The both of them and Isobel embrace in sweet brutality, in animal motions. The ones who could see her beautifully sad and angry face in between the clouds of smoke exhalling from the philologist's knowledge-starving mouth. Ari can walk on water no otherwise than by himself... Lara and Isobel, Ofer and Isobel.. they dance in the Aurora and walk on water together without letting go. Without freezing cold, unfinished and thrill-free, almost Biblical. From their different scopes they foresee what's inside the forest, a pitch dark, a spark. The bursting flame with a name, Isobel.

Without loving Isobel, without hating her... just wrapping her in motions, embracing her in delicate wishful thoughts, in pitiful prayers of bereavement and mourning that replace the irreparability of their uncanny foresight. Those are the ones who are meant to read Isobel, shall they not be Greeks but thereinafter read the Greeks and echoeing modernity.

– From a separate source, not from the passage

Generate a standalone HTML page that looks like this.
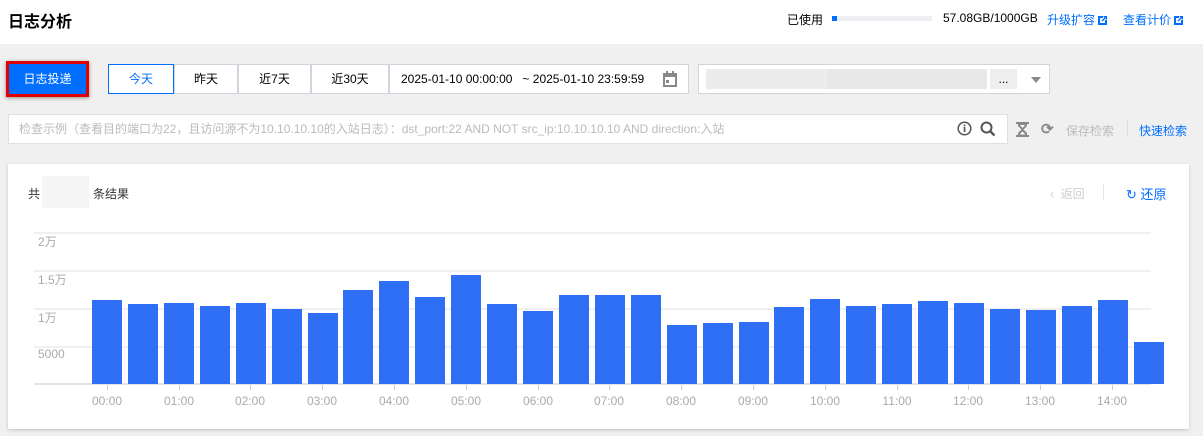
<html><head><style>
*{margin:0;padding:0;box-sizing:border-box}
body{width:1203px;height:436px;background:#f0f0f0;font-family:"Liberation Sans","Noto Sans CJK SC",sans-serif;font-size:12px;color:#000;position:relative;overflow:hidden}
.a{position:absolute}
.hdr{left:0;top:0;width:1203px;height:44px;background:#fff}
.btn{top:64px;height:30px;border:1px solid #d0d4dc;background:#fff;line-height:28px;text-align:center;font-size:12px}
.bar{position:absolute;width:30px;background:#2f6ff5;bottom:52px}
.g{position:absolute;left:34px;width:1117px;height:2px;background:#f0f0f0}
.yl{position:absolute;left:38px;color:#aaa;font-size:12px}
.xl{position:absolute;top:394px;color:#aaa;font-size:12px;width:40px;text-align:center}
.tk{position:absolute;top:385px;width:1px;height:5px;background:#ccc}
</style></head><body>
<div class="a hdr"></div>
<div class="a" style="left:8px;top:8px;font-size:16px;font-weight:bold">日志分析</div>
<div class="a" style="left:787px;top:11px">已使用</div>
<div class="a" style="left:832px;top:16px;width:100px;height:5px;background:#eef0f4"><div style="width:5px;height:5px;background:#006eff"></div></div>
<div class="a" style="left:943px;top:11px">57.08GB/1000GB</div>
<div class="a" style="left:1047px;top:11px;color:#006eff">升级扩容 <svg width="9" height="9" viewBox="0 0 9 9" style="vertical-align:-1px"><path d="M0 0h5v2H2v5h5V4h2v5H0z M5 0h4v4L7.5 2.5 4.5 5.5 3.5 4.5 6.5 1.5z" fill="#006eff"/></svg></div>
<div class="a" style="left:1123px;top:11px;color:#006eff">查看计价 <svg width="9" height="9" viewBox="0 0 9 9" style="vertical-align:-1px"><path d="M0 0h5v2H2v5h5V4h2v5H0z M5 0h4v4L7.5 2.5 4.5 5.5 3.5 4.5 6.5 1.5z" fill="#006eff"/></svg></div>

<div class="a" style="left:6px;top:61px;width:83px;height:36px;border:3px solid #e30000;background:#006eff;color:#fff;text-align:center;line-height:30px;box-shadow:0 1px 4px rgba(0,0,0,.4)">日志投递</div>
<div class="a btn" style="left:108px;width:66px;border-color:#006eff;color:#006eff">今天</div>
<div class="a btn" style="left:174px;width:64px">昨天</div>
<div class="a btn" style="left:238px;width:73px">近7天</div>
<div class="a btn" style="left:311px;width:78px">近30天</div>
<div class="a btn" style="left:389px;width:300px;text-align:left;padding-left:11px">2025-01-10 00:00:00 &nbsp;&nbsp;~ 2025-01-10 23:59:59</div>
<svg class="a" style="left:663px;top:71px" width="14" height="16" viewBox="0 0 14 16"><rect x="0" y="2" width="14" height="14" fill="#888"/><rect x="2" y="6" width="10" height="8" fill="#fff"/><rect x="3" y="0" width="2" height="4" fill="#888"/><rect x="9" y="0" width="2" height="4" fill="#888"/><rect x="3" y="9" width="3" height="3" fill="#888"/></svg>
<div class="a btn" style="left:698px;width:352px"></div>
<div class="a" style="left:706px;top:69px;width:127px;height:20px;background:#ececec"></div>
<div class="a" style="left:827px;top:69px;width:160px;height:20px;background:#e8e8e8"></div>
<div class="a" style="left:990px;top:69px;width:27px;height:20px;background:#eee;text-align:center;line-height:20px">...</div>
<div class="a" style="left:1031px;top:77px;border:5px solid transparent;border-top:6px solid #888"></div>

<div class="a" style="left:8px;top:114px;width:1000px;height:30px;background:#fff;border:1px solid #dcdfe6;color:#bbb;line-height:28px;padding-left:10px">检查示例（查看目的端口为22，且访问源不为10.10.10.10的入站日志）：dst_port:22 AND NOT src_ip:10.10.10.10 AND direction:入站</div>
<svg class="a" style="left:957px;top:121px" width="15" height="15" viewBox="0 0 15 15"><circle cx="7.5" cy="7.5" r="6.3" fill="none" stroke="#555" stroke-width="1.5"/><rect x="6.7" y="6" width="1.7" height="5" fill="#555"/><rect x="6.7" y="3.5" width="1.7" height="1.7" fill="#555"/></svg>
<svg class="a" style="left:980px;top:121px" width="16" height="16" viewBox="0 0 16 16"><circle cx="6.5" cy="6.5" r="5" fill="none" stroke="#555" stroke-width="2"/><path d="M10 10l4.5 4.5" stroke="#555" stroke-width="2.4"/></svg>
<svg class="a" style="left:1016px;top:122px" width="13" height="15" viewBox="0 0 13 15"><path d="M0 0h13v2h-2v2L7.5 7.5 11 11v2h2v2H0v-2h2v-2l3.5-3.5L2 4V2H0z" fill="#888"/><path d="M4 3h5L6.5 6z M3.5 12.5l3-3 3 3z" fill="#fff"/></svg>
<div class="a" style="left:1041px;top:120px;font-size:15px;color:#888;font-weight:bold">⟳</div>
<div class="a" style="left:1066px;top:122px;color:#bbb">保存检索</div>
<div class="a" style="left:1127px;top:120px;width:1px;height:16px;background:#ddd"></div>
<div class="a" style="left:1139px;top:122px;color:#006eff">快速检索</div>

<div class="a" style="left:8px;top:164px;width:1181px;height:265px;background:#fff;box-shadow:0 1px 3px rgba(0,0,0,.2)"></div>
<div class="a" style="left:28px;top:185px;color:#333">共</div>
<div class="a" style="left:42px;top:176px;width:47px;height:32px;background:#f5f5f5"></div>
<div class="a" style="left:93px;top:185px;color:#333">条结果</div>
<div class="a" style="left:1050px;top:185px;color:#ccc">‹ &nbsp;返回</div>
<div class="a" style="left:1103px;top:184px;width:1px;height:16px;background:#e5e5e5"></div>
<div class="a" style="left:1126px;top:184px;color:#006eff;font-size:13px">↻ 还原</div>

<div class="g" style="top:232px"></div><div class="g" style="top:270px"></div><div class="g" style="top:308px"></div><div class="g" style="top:346px"></div>
<div class="g" style="top:383px;background:#e3e3e3"></div>
<div class="yl" style="top:233px">2万</div><div class="yl" style="top:271px">1.5万</div><div class="yl" style="top:309px">1万</div><div class="yl" style="top:347px">5000</div>

<div class="bar" style="left:92px;top:300px"></div>
<div class="bar" style="left:128px;top:304px"></div>
<div class="bar" style="left:164px;top:303px"></div>
<div class="bar" style="left:200px;top:306px"></div>
<div class="bar" style="left:236px;top:303px"></div>
<div class="bar" style="left:272px;top:309px"></div>
<div class="bar" style="left:308px;top:313px"></div>
<div class="bar" style="left:343px;top:290px"></div>
<div class="bar" style="left:379px;top:281px"></div>
<div class="bar" style="left:415px;top:297px"></div>
<div class="bar" style="left:451px;top:275px"></div>
<div class="bar" style="left:487px;top:304px"></div>
<div class="bar" style="left:523px;top:311px"></div>
<div class="bar" style="left:559px;top:295px"></div>
<div class="bar" style="left:595px;top:295px"></div>
<div class="bar" style="left:631px;top:295px"></div>
<div class="bar" style="left:667px;top:325px"></div>
<div class="bar" style="left:703px;top:323px"></div>
<div class="bar" style="left:739px;top:322px"></div>
<div class="bar" style="left:774px;top:307px"></div>
<div class="bar" style="left:810px;top:299px"></div>
<div class="bar" style="left:846px;top:306px"></div>
<div class="bar" style="left:882px;top:304px"></div>
<div class="bar" style="left:918px;top:301px"></div>
<div class="bar" style="left:954px;top:303px"></div>
<div class="bar" style="left:990px;top:309px"></div>
<div class="bar" style="left:1026px;top:310px"></div>
<div class="bar" style="left:1062px;top:306px"></div>
<div class="bar" style="left:1098px;top:300px"></div>
<div class="bar" style="left:1134px;top:342px"></div>

<div class="tk" style="left:107px"></div><div class="tk" style="left:179px"></div><div class="tk" style="left:250px"></div><div class="tk" style="left:322px"></div><div class="tk" style="left:394px"></div><div class="tk" style="left:466px"></div><div class="tk" style="left:538px"></div><div class="tk" style="left:609px"></div><div class="tk" style="left:681px"></div><div class="tk" style="left:753px"></div><div class="tk" style="left:825px"></div><div class="tk" style="left:897px"></div><div class="tk" style="left:968px"></div><div class="tk" style="left:1040px"></div><div class="tk" style="left:1112px"></div>
<div class="xl" style="left:87px">00:00</div><div class="xl" style="left:159px">01:00</div><div class="xl" style="left:230px">02:00</div><div class="xl" style="left:302px">03:00</div><div class="xl" style="left:374px">04:00</div><div class="xl" style="left:446px">05:00</div><div class="xl" style="left:518px">06:00</div><div class="xl" style="left:589px">07:00</div><div class="xl" style="left:661px">08:00</div><div class="xl" style="left:733px">09:00</div><div class="xl" style="left:805px">10:00</div><div class="xl" style="left:877px">11:00</div><div class="xl" style="left:948px">12:00</div><div class="xl" style="left:1020px">13:00</div><div class="xl" style="left:1092px">14:00</div>
</body></html>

Wasteful modernity and North-American fate. Roman empires and armies being led astray, in canned thoughts.

These are the real personae who are unwillingly meant to read us, those who have sorrowfully crossed the boundaries of no man's land, who have sneaked in between philologists and novelist and outreached the untouchable forest's Isobel.

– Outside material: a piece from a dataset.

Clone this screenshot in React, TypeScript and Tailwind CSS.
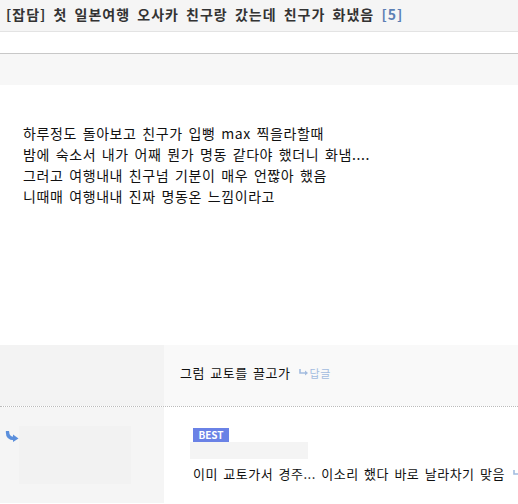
import React from "react";

const font = { fontFamily: '"Noto Sans CJK KR", "Noto Sans", sans-serif' };

function ReplyArrow({ className }: { className?: string }) {
  return (
    <svg className={className} width="10" height="8" viewBox="0 0 10 8" fill="none">
      <path d="M1 0 V4 H7" stroke="currentColor" strokeWidth="1.6" />
      <path d="M6 1.5 L9 4 L6 6.5 Z" fill="currentColor" />
    </svg>
  );
}

function CurvedArrow() {
  return (
    <svg width="14" height="11" viewBox="0 0 14 11">
      <path d="M2.5 1 C2.5 5.5 5 7.5 9 7.5" stroke="#5b8fdc" strokeWidth="3.4" fill="none" strokeLinecap="round" />
      <path d="M8 3.5 L13.5 7.5 L8 11 Z" fill="#5b8fdc" />
    </svg>
  );
}

export default function App() {
  return (
    <div className="w-[518px] h-[504px] overflow-hidden bg-white text-[#111]" style={font}>
      <div className="h-[32px] bg-[#f5f5f5] border-b border-[#e3e3e3] flex items-center pl-[6px] pb-[2px]">
        <span className="text-[14px] font-bold text-[#333] tracking-[1px] [word-spacing:3px] whitespace-nowrap">
          [잡담] 첫 일본여행 오사카 친구랑 갔는데 친구가 화냈음{" "}
          <span className="text-[#5b7fb4]">[5]</span>
        </span>
      </div>
      <div className="h-[22px] bg-white border-b border-[#c8c8c8]"></div>
      <div className="h-[31px] bg-[#f7f7f7]"></div>
      <div className="h-[260px] bg-white pt-[38px] pl-[23px] text-[14px] leading-[21px] tracking-[0.6px] [word-spacing:2px] text-[#111]">
        <p>하루정도 돌아보고 친구가 입뻥 max 찍을라할때</p>
        <p>밤에 숙소서 내가 어째 뭔가 명동 같다야 했더니 화냄....</p>
        <p>그러고 여행내내 친구넘 기분이 매우 언짢아 했음</p>
        <p>니때매 여행내내 진짜 명동온 느낌이라고</p>
      </div>
      <div className="flex h-[62px] border-b border-dotted border-[#bbb]">
        <div className="w-[164px] bg-[#f3f3f3]"></div>
        <div className="flex-1 bg-[#f9f9f9] flex items-center pl-[16px] pb-[5px] text-[13px] tracking-[0.5px] [word-spacing:2px] whitespace-nowrap">
          <span>그럼 교토를 끌고가</span>
          <span className="ml-[8px] flex items-center text-[#a3bcdf] text-[11px]">
            <ReplyArrow className="mr-[1px]" />
            답글
          </span>
        </div>
      </div>
      <div className="flex h-[96px]">
        <div className="w-[164px] bg-[#f5f5f5] flex items-start pt-[19px] pl-[5px]">
          <div className="mt-[5px]">
            <CurvedArrow />
          </div>
          <div className="w-[112px] h-[58px] bg-[#f2f2f2]"></div>
        </div>
        <div className="flex-1 bg-white pl-[29px] pt-[21px] whitespace-nowrap overflow-hidden">
          <div className="w-[36px] h-[14px] bg-[#6a82e6] text-white text-[10px] font-bold leading-[14px] text-center">
            BEST
          </div>
          <div className="ml-[-3px] w-[118px] h-[17px] bg-[#f4f4f4]"></div>
          <div className="mt-[5px] flex items-center text-[13px] tracking-[0.5px] [word-spacing:2px]">
            <span>이미 교토가서 경주... 이소리 했다 바로 날라차기 맞음</span>
            <span className="ml-[8px] flex items-center text-[#a3bcdf] text-[11px]">
              <ReplyArrow className="mr-[1px]" />
              답글
            </span>
          </div>
        </div>
      </div>
    </div>
  );
}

Ofer and Lara in their unwandering contemplating the wandering in Bacchants' theories, those who allow her silent crawling and demagogically encourage it, for they've understood there's no other possible way, withdrawing themselves from the symphony.

For Ofer and Lara, our only readers... this note is meant for. We aren't even certain whether they're factually reading us but on them we rely. Once upon a time I explained how love poems become mournings when unread, so let these poems become only mornings, only morrows instead of sorrows. Temporarily the journalist and the wife (not his wife, but Lara the wife) are the only subscribers of this blog and for the tragedy (in the Aristotelian plot) we need no more than two, hence here three hitherto we have.

Be unto them comfort altogether with Isobel.

The writer

PD: There might be a third reader, his name is Siggi and unheard of still but we can't count him yet for we don't know much about the Isobelian background. Reykjavik 101 will bring the answer, Kopavogurian breakfast and Akureyri midnight sun. Once into the future Isobel will reveal her realm, her steady home way up north. Then and only then he'll become our third reader, the guide for the other two into the native country and language of Isobel. In order to understand better we also need some note about Bjork Sigmundsdottir music, that shall come. "O Holy Roman Empire, you and whose army? You and your cronies? Will you take us on?".

I must confess this note was re-written for a first final version was erased by a technical failure and this final version was written right after a couple of jameson's and a long long chat on frustrations and lead-astray's. I'm satisfied with the result, I hope you're too.